Angel Island has been considered the Ellis Island of the west, but as Ellis welcomed, as it says on the Statue of Liberty "Give me your tired, your poor, Your huddled masses yearning to breathe free," Angel Island's main purpose was to keep Asian immigrants, namely the Chinese, out. One of the only ways a Chinese immigrant could enter the country is if he could prove citizenship through relatives already living in the country. The only way to prove such things was to endure hours of interrogation. This created "paper sons:" boys and men who claimed citizenship through false papers. Individuals were held at Angel Island from anywhere from two days to two years.
In 1970, thirty years after the detention headquarters was closed, a park ranger discovered characters etched into the walls of the old living quarters. As immigrant hopefuls were detained at Angel Island waiting to find out their fate, it seems they began to scribe poems about their journey, about Angel Island, about their heartache and hope, on the walls of their barracks.

Back at Antioch I started to research more into this topic. I read the book Island: Poetry and History of Chinese Immigrants on Angel Island, 1910-1940. And as I worked Jenny Factor, one of my mentors at Antioch, suggested I try writing my own poem in response to what I was reading, and that's how this project first began.

An interview from Island:

"My family pushed me to come. They wanted me to make a better living. They couldn't send my older brother because he was too old to match the age of my uncle's paper son. I studied (coaching papers) for a whole summer at school. It included many, many generations. I had to remember everyone's name, the birthday, and if they passed away, when. And you had to know the different points of the village, what it looked like. I remember I had an English cap that we picked up in Hong Kong and inside the cap, my father hid some coaching notes, so that once in a while, I could refresh my memory. But I never had a chance to look at them, because you're among people all the time and you don't trust anyone. There was no private place where I could be alone to study them. One time, they were playing catch with my cap and they didn't understand why I was so upset. I was scared." --Mr. Wong, age 12 in 1933.
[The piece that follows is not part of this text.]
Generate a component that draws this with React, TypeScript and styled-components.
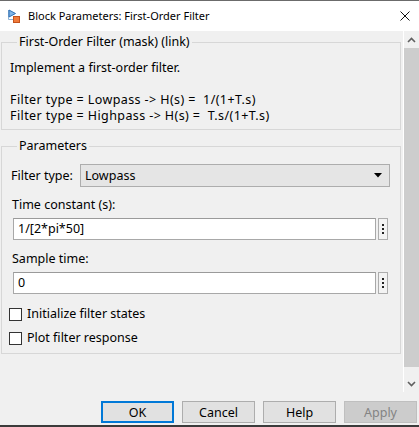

From my poem “Boy in an English Cap”*

Father hid coaching notes
inside grey lining of an English cap.
I wear it on board President Lincoln
to shield from harsh ocean winds.
I pray it will land in good fortune.
Papers nestling above thoughts;
head aches under the weight
of an English cap, secrets it carries.
English key to a riddle
I do not understand. Father says
it will unlock my future in distant
golden lands.

*Poems I hope to publish at a later time will only appear on this blog in portions.

Tuesday, July 21, 2009

The Beginning

This morning at about 3:30am I woke up from a restless summer sleep with an idea. Over the last two years I've been working on an MFA in poetry. In that time, I've written a lot of poems about a lot of different things, but have not had one idea that I would want to work on for a book. But tonight something may have come to me. I have written a couple of poems about immigration, detention, and internment. Some of them are persona poems taken from stories, or interviews I read in books. But what if I was the one doing the interviewing? Would people be interested in telling me their stories? Imagine the kind of stories that are out there? Imagine how similar and yet completely unique each story would be. This is The Immigration Project.

My idea for this blog to gain interest in what I'm doing, and by gaining interest perhaps some people will be willing to tell their story, and perhaps even allow it to become a piece of poetry. Immigration is not a new topic in this country, but it continues to make headlines as if it is new. My hope is that by people telling their stories, people from all ethnic and religious backgrounds, we can gain some understanding of each other. At least that's the idea that came to me at 3:30 in the morning on a hot and restless night.